_Requirement_. Keep every line where the word "styles" appears; drop the rest.

_Source data_.

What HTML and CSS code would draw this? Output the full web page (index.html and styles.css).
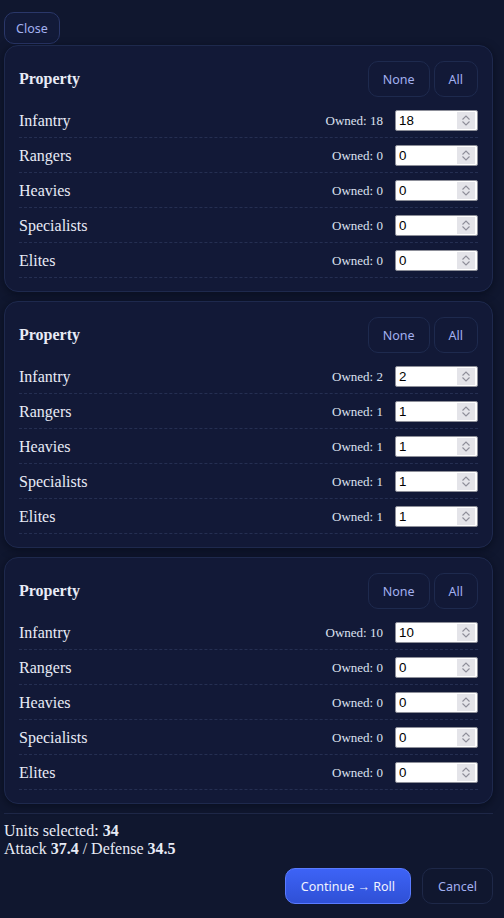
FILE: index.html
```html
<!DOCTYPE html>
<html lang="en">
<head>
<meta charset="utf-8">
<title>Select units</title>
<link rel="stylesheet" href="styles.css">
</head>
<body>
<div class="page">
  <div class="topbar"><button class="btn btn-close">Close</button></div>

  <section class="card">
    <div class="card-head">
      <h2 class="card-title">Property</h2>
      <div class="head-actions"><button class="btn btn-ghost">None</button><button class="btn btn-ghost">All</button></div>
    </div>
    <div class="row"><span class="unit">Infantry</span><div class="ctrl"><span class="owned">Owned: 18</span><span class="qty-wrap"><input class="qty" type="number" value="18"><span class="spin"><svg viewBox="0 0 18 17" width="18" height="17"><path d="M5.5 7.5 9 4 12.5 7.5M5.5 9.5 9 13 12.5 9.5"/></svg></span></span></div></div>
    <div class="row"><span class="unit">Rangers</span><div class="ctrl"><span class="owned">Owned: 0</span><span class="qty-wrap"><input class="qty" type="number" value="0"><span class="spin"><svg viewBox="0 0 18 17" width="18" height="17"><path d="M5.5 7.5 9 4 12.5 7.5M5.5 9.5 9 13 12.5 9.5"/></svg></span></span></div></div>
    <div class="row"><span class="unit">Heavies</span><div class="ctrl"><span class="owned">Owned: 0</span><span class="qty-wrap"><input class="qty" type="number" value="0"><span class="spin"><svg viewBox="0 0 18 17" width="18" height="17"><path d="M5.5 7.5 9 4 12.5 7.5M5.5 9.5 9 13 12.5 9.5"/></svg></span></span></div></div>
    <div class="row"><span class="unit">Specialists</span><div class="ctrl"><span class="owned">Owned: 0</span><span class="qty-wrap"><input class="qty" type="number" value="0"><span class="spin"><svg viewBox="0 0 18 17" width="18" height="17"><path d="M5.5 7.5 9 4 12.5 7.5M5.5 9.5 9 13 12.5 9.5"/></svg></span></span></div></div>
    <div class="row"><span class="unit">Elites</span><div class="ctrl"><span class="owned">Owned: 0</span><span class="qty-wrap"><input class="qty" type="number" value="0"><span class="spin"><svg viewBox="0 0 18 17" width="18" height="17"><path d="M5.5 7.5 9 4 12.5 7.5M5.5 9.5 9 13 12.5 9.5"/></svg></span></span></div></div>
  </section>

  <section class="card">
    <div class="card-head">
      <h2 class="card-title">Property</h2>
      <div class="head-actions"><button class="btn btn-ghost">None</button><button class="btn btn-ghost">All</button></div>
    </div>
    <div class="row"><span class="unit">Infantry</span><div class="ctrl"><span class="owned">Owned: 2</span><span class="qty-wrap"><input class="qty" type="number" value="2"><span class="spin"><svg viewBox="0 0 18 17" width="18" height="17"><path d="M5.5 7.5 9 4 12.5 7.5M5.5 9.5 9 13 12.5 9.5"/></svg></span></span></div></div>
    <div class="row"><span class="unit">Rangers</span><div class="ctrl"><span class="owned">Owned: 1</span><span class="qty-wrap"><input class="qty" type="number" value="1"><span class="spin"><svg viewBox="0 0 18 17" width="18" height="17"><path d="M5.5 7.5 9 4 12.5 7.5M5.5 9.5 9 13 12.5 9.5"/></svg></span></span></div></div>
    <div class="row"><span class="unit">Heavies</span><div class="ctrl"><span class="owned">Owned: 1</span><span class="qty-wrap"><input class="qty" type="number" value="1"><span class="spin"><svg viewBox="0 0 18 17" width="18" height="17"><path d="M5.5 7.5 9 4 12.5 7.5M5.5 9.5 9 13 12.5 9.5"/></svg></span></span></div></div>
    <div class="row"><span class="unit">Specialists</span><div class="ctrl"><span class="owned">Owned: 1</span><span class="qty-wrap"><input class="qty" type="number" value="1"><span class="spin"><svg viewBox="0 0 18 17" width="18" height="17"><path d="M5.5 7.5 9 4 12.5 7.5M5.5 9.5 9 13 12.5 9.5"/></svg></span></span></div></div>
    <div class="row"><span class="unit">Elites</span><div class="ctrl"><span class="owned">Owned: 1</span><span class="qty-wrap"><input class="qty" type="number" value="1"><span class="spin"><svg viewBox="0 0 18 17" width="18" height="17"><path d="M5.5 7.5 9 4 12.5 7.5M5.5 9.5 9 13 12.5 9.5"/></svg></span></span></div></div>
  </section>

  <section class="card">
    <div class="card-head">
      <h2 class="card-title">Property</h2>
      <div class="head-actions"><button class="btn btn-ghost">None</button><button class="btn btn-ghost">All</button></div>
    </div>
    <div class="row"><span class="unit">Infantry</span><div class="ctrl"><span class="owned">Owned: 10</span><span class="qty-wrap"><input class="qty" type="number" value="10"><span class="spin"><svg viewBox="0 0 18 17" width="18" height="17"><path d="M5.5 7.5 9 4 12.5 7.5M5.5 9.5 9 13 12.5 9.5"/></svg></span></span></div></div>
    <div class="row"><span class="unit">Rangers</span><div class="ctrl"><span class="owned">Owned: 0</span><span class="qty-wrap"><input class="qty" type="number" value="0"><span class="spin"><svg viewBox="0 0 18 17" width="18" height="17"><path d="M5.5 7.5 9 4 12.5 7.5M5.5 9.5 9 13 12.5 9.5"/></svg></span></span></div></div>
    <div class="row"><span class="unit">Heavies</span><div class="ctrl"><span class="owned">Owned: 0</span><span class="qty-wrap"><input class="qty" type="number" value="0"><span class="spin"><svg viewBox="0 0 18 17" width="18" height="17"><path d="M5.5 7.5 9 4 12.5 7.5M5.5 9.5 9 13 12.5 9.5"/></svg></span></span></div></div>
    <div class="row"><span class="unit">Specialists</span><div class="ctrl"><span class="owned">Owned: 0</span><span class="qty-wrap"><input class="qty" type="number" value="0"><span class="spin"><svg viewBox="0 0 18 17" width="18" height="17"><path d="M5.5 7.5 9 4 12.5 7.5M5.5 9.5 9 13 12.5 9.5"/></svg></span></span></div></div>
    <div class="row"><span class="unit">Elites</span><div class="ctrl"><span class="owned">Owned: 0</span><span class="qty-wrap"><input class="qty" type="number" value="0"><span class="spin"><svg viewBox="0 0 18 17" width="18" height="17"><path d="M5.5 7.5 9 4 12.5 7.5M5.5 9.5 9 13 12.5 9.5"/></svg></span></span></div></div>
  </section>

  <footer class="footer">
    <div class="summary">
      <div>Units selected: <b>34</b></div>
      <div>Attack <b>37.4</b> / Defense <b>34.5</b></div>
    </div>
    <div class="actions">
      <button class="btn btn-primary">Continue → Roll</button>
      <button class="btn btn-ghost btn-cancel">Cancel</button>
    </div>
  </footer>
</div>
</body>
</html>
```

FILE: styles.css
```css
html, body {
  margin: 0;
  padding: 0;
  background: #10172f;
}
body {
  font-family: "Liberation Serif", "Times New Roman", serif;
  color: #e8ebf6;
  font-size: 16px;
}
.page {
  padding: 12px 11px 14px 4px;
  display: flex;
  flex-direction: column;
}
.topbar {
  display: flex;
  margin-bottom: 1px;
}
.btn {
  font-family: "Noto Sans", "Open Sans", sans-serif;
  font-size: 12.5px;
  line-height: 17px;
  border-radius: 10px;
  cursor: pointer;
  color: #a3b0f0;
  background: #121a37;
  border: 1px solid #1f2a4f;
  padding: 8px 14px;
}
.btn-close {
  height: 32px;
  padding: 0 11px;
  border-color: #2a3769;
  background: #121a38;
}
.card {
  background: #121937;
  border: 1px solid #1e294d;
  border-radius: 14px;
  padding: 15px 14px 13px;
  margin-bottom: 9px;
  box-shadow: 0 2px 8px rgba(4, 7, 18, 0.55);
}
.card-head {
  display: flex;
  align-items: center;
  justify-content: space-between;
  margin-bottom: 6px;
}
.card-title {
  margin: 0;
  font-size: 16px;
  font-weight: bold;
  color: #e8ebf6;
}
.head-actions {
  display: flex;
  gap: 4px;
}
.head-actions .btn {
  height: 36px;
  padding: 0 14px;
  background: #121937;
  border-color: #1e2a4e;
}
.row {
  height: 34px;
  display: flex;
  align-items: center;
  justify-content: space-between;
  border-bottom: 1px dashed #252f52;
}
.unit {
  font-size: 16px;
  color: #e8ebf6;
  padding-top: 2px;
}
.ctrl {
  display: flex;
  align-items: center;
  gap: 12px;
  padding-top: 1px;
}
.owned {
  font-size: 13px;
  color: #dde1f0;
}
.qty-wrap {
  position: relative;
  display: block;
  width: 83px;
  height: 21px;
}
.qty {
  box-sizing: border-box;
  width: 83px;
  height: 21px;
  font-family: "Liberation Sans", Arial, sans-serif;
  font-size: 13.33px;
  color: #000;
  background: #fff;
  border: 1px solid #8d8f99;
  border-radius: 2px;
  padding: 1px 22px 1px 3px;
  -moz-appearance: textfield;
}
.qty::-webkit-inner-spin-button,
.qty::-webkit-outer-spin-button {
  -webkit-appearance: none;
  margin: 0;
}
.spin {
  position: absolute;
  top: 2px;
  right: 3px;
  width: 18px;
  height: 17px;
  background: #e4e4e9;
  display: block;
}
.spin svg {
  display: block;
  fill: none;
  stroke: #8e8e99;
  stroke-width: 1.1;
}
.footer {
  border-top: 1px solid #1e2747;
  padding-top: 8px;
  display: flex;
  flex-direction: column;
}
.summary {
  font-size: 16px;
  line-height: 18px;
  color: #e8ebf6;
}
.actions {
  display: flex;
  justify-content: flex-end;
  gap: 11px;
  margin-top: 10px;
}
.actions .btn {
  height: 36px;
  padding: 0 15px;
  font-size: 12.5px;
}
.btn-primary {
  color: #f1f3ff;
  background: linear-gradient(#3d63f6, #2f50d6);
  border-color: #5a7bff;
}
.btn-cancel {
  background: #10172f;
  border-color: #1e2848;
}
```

_Answer for this exercise_.
What HTML and CSS code would draw this? Output the full web page (index.html and styles.css).
<link rel="stylesheet" href="styles.css">
FILE: styles.css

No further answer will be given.